**REQUIREMENT:**
Starting at the top of the listing, extract every line up to and including the one with "const neg = (text: string): Part". Pictures stay out of the copy.
— begin —
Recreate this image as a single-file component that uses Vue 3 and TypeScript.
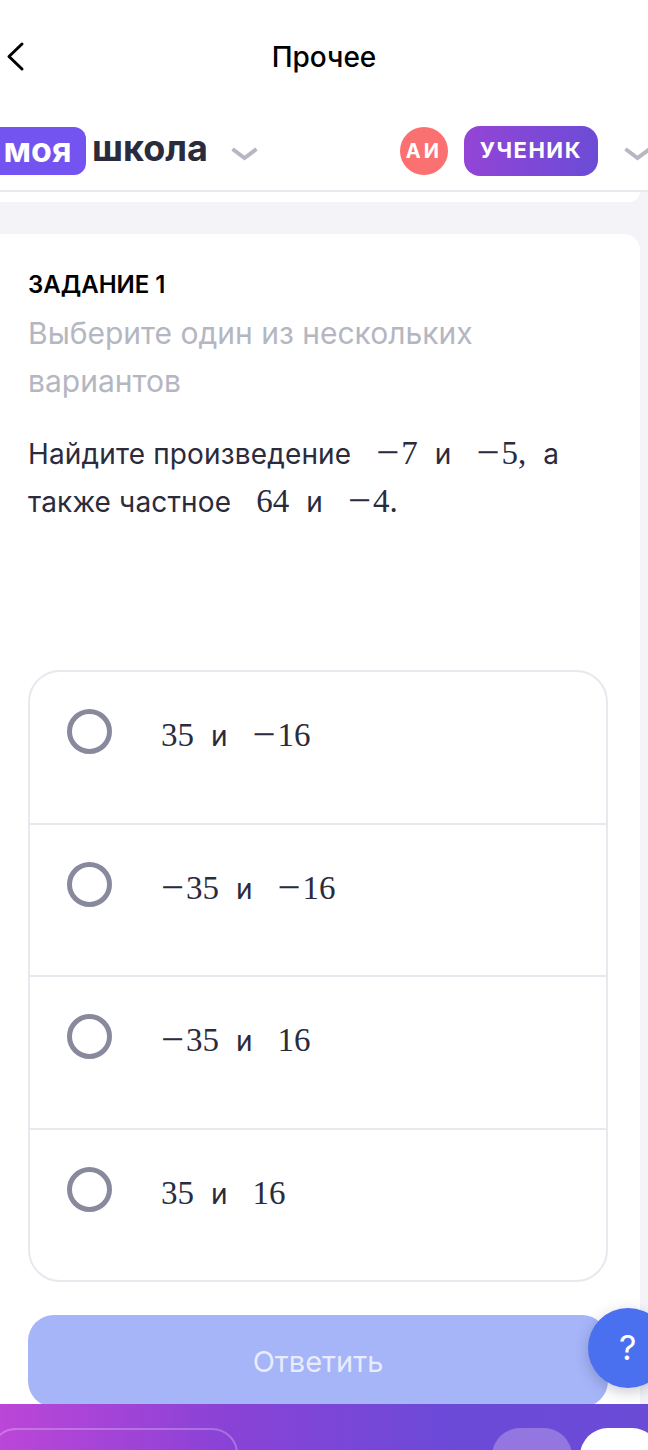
<script setup lang="ts">
interface Part {
  kind: "lead" | "word" | "math";
  text: string;
  minus?: boolean;
}

const lead = (text: string): Part => ({ kind: "lead", text });
const word = (text: string): Part => ({ kind: "word", text });
const num = (text: string): Part => ({ kind: "math", text });
const neg = (text: string): Part => ({ kind: "math", text, minus: true });

const questionLines: Part[][] = [
  [lead("Найдите произведение"), neg("7"), word("и"), neg("5,"), word("а")],
  [lead("также частное"), num("64"), word("и"), neg("4.")],
];

const options: Part[][] = [
  [num("35"), word("и"), neg("16")],
  [neg("35"), word("и"), neg("16")],
  [neg("35"), word("и"), num("16")],
  [num("35"), word("и"), num("16")],
];
</script>

<template>
  <div class="page">
    <header class="topbar">
      <svg class="back" width="20" height="32" viewBox="0 0 20 32">
        <path d="M17 3 L4 15.5 L17 28" fill="none" stroke="#000" stroke-width="3" stroke-linecap="round" stroke-linejoin="round" />
      </svg>
      <span class="title">Прочее</span>
    </header>

    <div class="school-bar">
      <div class="logo">
        <span class="logo-badge">моя</span>
        <span class="logo-text">школа</span>
      </div>
      <svg class="chev chev-school" width="27" height="14" viewBox="0 0 27 14">
        <path d="M1.5 2 L13.5 11 L25.5 2" fill="none" stroke="#b7b7c2" stroke-width="4" />
      </svg>
      <div class="avatar">АИ</div>
      <div class="role">УЧЕНИК</div>
      <svg class="chev chev-role" width="27" height="14" viewBox="0 0 27 14">
        <path d="M1.5 2 L13.5 11 L25.5 2" fill="none" stroke="#b7b7c2" stroke-width="4" />
      </svg>
    </div>

    <main class="content">
      <div class="strip"></div>
      <section class="card">
        <h2 class="task-title">ЗАДАНИЕ 1</h2>
        <p class="hint">Выберите один из нескольких вариантов</p>
        <div class="question">
          <div v-for="(line, i) in questionLines" :key="i" class="formula">
            <span v-for="(part, j) in line" :key="j" :class="part.kind"><span v-if="part.minus" class="minus">−</span>{{ part.text }}</span>
          </div>
        </div>

        <div class="options">
          <div v-for="(option, i) in options" :key="i" class="option">
            <span class="radio"></span>
            <div class="formula option-text">
              <span v-for="(part, j) in option" :key="j" :class="part.kind"><span v-if="part.minus" class="minus">−</span>{{ part.text }}</span>
            </div>
          </div>
        </div>

        <button class="answer" type="button">Ответить</button>
      </section>
    </main>

    <div class="help">?</div>

    <footer class="footer">
      <div class="footer-outline"></div>
      <div class="footer-btn muted"></div>
      <div class="footer-btn light"></div>
    </footer>
  </div>
</template>

<style>
html,
body {
  margin: 0;
  background: #fff;
}
</style>

<style scoped>
.page {
  position: relative;
  width: 648px;
  height: 1450px;
  overflow: hidden;
  background: #f3f3f8;
  font-family: Inter, "Noto Sans", sans-serif;
  color: #2a2b3c;
}

.topbar {
  position: relative;
  display: flex;
  align-items: center;
  justify-content: center;
  height: 114px;
  background: #fff;
}

.back {
  position: absolute;
  left: 5px;
  top: 41px;
}

.title {
  font-size: 28px;
  font-weight: 500;
  color: #000;
}

.school-bar {
  display: flex;
  align-items: center;
  height: 78px;
  padding-bottom: 2px;
  box-sizing: border-box;
  background: #fff;
  border-bottom: 2px solid #e8e8ee;
}

.logo {
  display: flex;
  flex: none;
  align-items: center;
  margin-left: -14px;
}

.logo-badge {
  display: block;
  width: 100px;
  height: 48px;
  line-height: 45px;
  text-align: center;
  border-radius: 12px;
  background: #7354f0;
  color: #fff;
  font-size: 34px;
  font-weight: 700;
  padding-left: 3px;
  box-sizing: border-box;
}

.logo-text {
  margin-left: 6px;
  font-size: 36px;
  font-weight: 700;
  color: #2a2b3c;
  line-height: 44px;
  margin-top: -6px;
}

.chev {
  flex: none;
}

.chev-school {
  margin-left: 23px;
  margin-top: 6px;
}

.avatar {
  flex: none;
  width: 48px;
  height: 48px;
  margin-left: 142px;
  border-radius: 50%;
  background: #fb7070;
  color: #fff;
  font-size: 20px;
  font-weight: 700;
  letter-spacing: 3px;
  text-align: center;
  line-height: 48px;
}

.role {
  flex: none;
  width: 134px;
  height: 50px;
  margin-left: 16px;
  border-radius: 16px;
  background: linear-gradient(100deg, #9544d6, #6a4cd6);
  color: #fff;
  font-size: 22px;
  font-weight: 700;
  letter-spacing: 1.5px;
  text-align: center;
  line-height: 48px;
}

.chev-role {
  margin-left: 26px;
  margin-top: 6px;
}

.content {
  display: flex;
  flex-direction: column;
}

.strip {
  width: 654px;
  height: 10px;
  margin-left: -14px;
  background: #fff;
  border-radius: 0 0 16px 16px;
}

.card {
  width: 640px;
  height: 1300px;
  margin-top: 32px;
  padding: 36px 32px 0 28px;
  box-sizing: border-box;
  background: #fff;
  border-radius: 0 16px 0 0;
}

.task-title {
  margin: 0;
  font-size: 24px;
  line-height: 29px;
  font-weight: 600;
  color: #000;
}

.hint {
  margin: 10px 0 0;
  width: 520px;
  font-size: 30px;
  line-height: 48px;
  color: #b4b6c2;
}

.question {
  margin: 25px 0 0;
  font-size: 28px;
  line-height: 47px;
  letter-spacing: 0.15px;
  color: #2a2b3c;
}

.formula {
  display: flex;
  align-items: baseline;
  white-space: nowrap;
}

.lead {
  margin-right: 25px;
}

.word {
  margin: 0 25px 0 17px;
}

.math {
  font-family: "Liberation Serif", serif;
  font-size: 33px;
  letter-spacing: 0;
}

.minus {
  display: inline-block;
  width: 25px;
  font-size: 41px;
  line-height: 1;
  vertical-align: -2px;
}

.options {
  width: 580px;
  height: 612px;
  margin-top: 144px;
  box-sizing: border-box;
  border: 2px solid #e8e8ee;
  border-radius: 32px;
  display: flex;
  flex-direction: column;
}

.option {
  display: flex;
  align-items: flex-start;
  flex: 1;
  box-sizing: border-box;
  padding: 37px 0 0 37px;
  border-bottom: 2px solid #e8e8ee;
}

.option:last-child {
  border-bottom: 0;
}

.radio {
  flex: none;
  width: 45px;
  height: 45px;
  box-sizing: border-box;
  border: 5px solid #88899c;
  border-radius: 50%;
}

.option-text {
  margin-left: 49px;
  margin-top: 2px;
  font-size: 28px;
  line-height: 48px;
}

.answer {
  display: block;
  width: 580px;
  height: 92px;
  margin-top: 33px;
  border: 0;
  border-radius: 26px;
  background: #a5b5f8;
  color: #e8ecfe;
  font-family: inherit;
  font-size: 29px;
}

.help {
  position: absolute;
  left: 588px;
  top: 1308px;
  width: 80px;
  height: 80px;
  border-radius: 50%;
  background: #4a6fef;
  box-shadow: 0 4px 14px rgba(40, 40, 80, 0.25);
  color: #fff;
  font-size: 34px;
  line-height: 80px;
  padding-left: 31px;
  box-sizing: border-box;
}

.footer {
  position: absolute;
  left: 0;
  right: 0;
  bottom: 0;
  height: 46px;
  display: flex;
  align-items: flex-start;
  padding-top: 24px;
  box-sizing: border-box;
  background: linear-gradient(90deg, #bb46d8, #8a42d6 35%, #6b4ad8 70%, #6a4bd6);
}

.footer-outline {
  flex: none;
  width: 248px;
  height: 60px;
  margin-left: -10px;
  box-sizing: border-box;
  border: 2px solid rgba(255, 255, 255, 0.25);
  border-radius: 26px;
}

.footer-btn {
  flex: none;
  width: 80px;
  height: 60px;
  border-radius: 28px;
}

.muted {
  margin-left: 254px;
  background: #9476e0;
}

.light {
  margin-left: 8px;
  background: #fff;
}
</style>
— end —
**ANSWER:**
Recreate this image as a single-file component that uses Vue 3 and TypeScript.
<script setup lang="ts">
interface Part {
  kind: "lead" | "word" | "math";
  text: string;
  minus?: boolean;
}

const lead = (text: string): Part => ({ kind: "lead", text });
const word = (text: string): Part => ({ kind: "word", text });
const num = (text: string): Part => ({ kind: "math", text });
const neg = (text: string): Part => ({ kind: "math", text, minus: true });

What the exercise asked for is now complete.